Multithreading: The Art of Handling Multiple Threads and Synchronization



This content originally appeared on Level Up Coding – Medium and was authored by Cyber Drudge

Photo by Stephane Gagnon on Unsplash

Multithreading is a fundamental concept in modern computing that enables programs to perform multiple tasks simultaneously, improving performance, responsiveness, and resource utilization.
It’s an art that involves creating, managing, and synchronizing multiple threads within a program to achieve efficiency and responsiveness. .

In this article, we’ll explore the concept of multithreading, its benefits, implementation, potential pitfalls, and the techniques for synchronization.

What is Multithreading?

At its core, multithreading is the concurrent execution of multiple threads within a single process.

But what is a thread? Threads are the smallest units of execution in a program, and multiple threads can exist within a single process. Unlike processes, which have their own memory space and resources, threads within a process share the same memory space, data, and resources. This sharing enables threads to work together on different aspects of a program simultaneously.

Each thread can execute a specific set of instructions independently, potentially improving the program’s performance by utilizing the available processing power more efficiently.

Multithreading enables a program to execute multiple tasks simultaneously, taking full advantage of modern multi-core processors.

Benefits of Multithreading

  1. Improved Performance: Multithreading allows programs to leverage the processing power of multi-core processors, resulting in faster execution. Tasks that can be parallelized, such as data processing or rendering, can be divided among multiple threads to run simultaneously.
  2. Responsiveness: Multithreading also enhances software responsiveness. While one thread can handle user input and interface updates, other threads can carry out resource-intensive tasks in the background.This prevents the main thread from being blocked by time-consuming operations, ensuring that the software remains responsive to user interactions
  3. Resource Utilization: It can help in efficient utilization of system resources. For example, one thread can be dedicated to handling user interface interactions, while another manages data retrieval and processing.
  4. Modularity: Multithreading can make code more modular and easier to maintain. By dividing complex tasks into smaller threads, developers can work on individual components independently.
  5. Real-time Processing: In real-time applications like video games or control systems, multithreading is essential for handling multiple concurrent events and ensuring timely responses.

Implementing Multithreading

To harness the power of multithreading effectively, developers need to follow a structured approach:

Threads are actually light-weight processes unified under the control of 1 heavy weight process.

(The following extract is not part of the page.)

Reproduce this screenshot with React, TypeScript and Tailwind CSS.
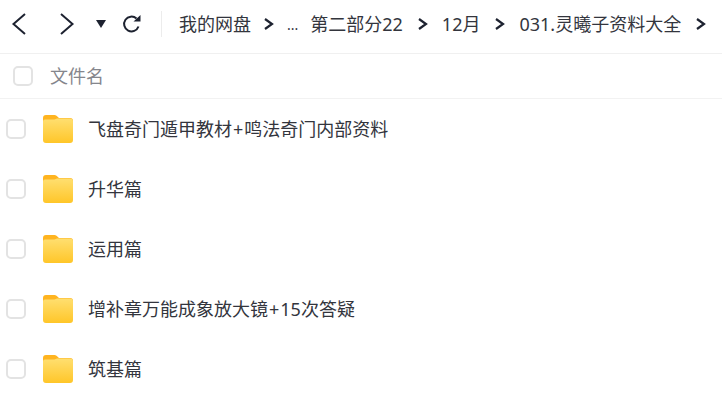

Interestingly, all individual threads have access to the same global variables belonging to the heavy.

1. Thread Creation

The first step in implementing multithreading is to create threads. This can be done using language-specific libraries or APIs, such as pthreads in C/C++, Java threads, or C#’s Task Parallel Library. Creating threads enables a program to perform multiple tasks concurrently.

Before delving into synchronization techniques, it’s important to understand how to create and manage threads in your software. In most programming languages, this involves using built-in libraries or frameworks. Let’s look at how it’s done in Java and Python, two widely used programming languages.

Java

In Java, creating and managing threads is relatively straightforward. You can either extend the Thread class or implement the Runnable interface to create a thread. Here’s an example using the Runnable interface:

class MyRunnable implements Runnable {
public void run() {
// Code to be executed by the thread
}
}

public class Main {
public static void main(String[] args) {
Thread thread = new Thread(new MyRunnable());
thread.start();
}
}

Python

Python provides the threading module for managing threads. Here’s a basic example of thread creation in Python:

import threading
def my_function():
pass # Code to be executed by the thread

my_thread = threading.Thread(target=my_function)
my_thread.start()

These examples illustrate the basic thread creation process in Java and Python. Keep in mind that the specifics may vary depending on the language and its threading libraries.

2. Task Partitioning

To maximize the benefits of multithreading, a program’s workload should be divided into smaller tasks that can be executed concurrently. Careful analysis is required to determine which tasks can be parallelized, as not all tasks benefit from multithreading.

3. Thread Execution

Once threads are created, tasks are assigned to them. Threads run independently, and they can be started, paused, resumed, and terminated as needed. This independence allows for efficient concurrent execution of tasks.

4. Synchronization

Synchronization is a critical aspect of multithreading. Since threads share resources, it’s possible for them to access and modify the same data simultaneously. Without proper synchronization, this can lead to data corruption and race conditions.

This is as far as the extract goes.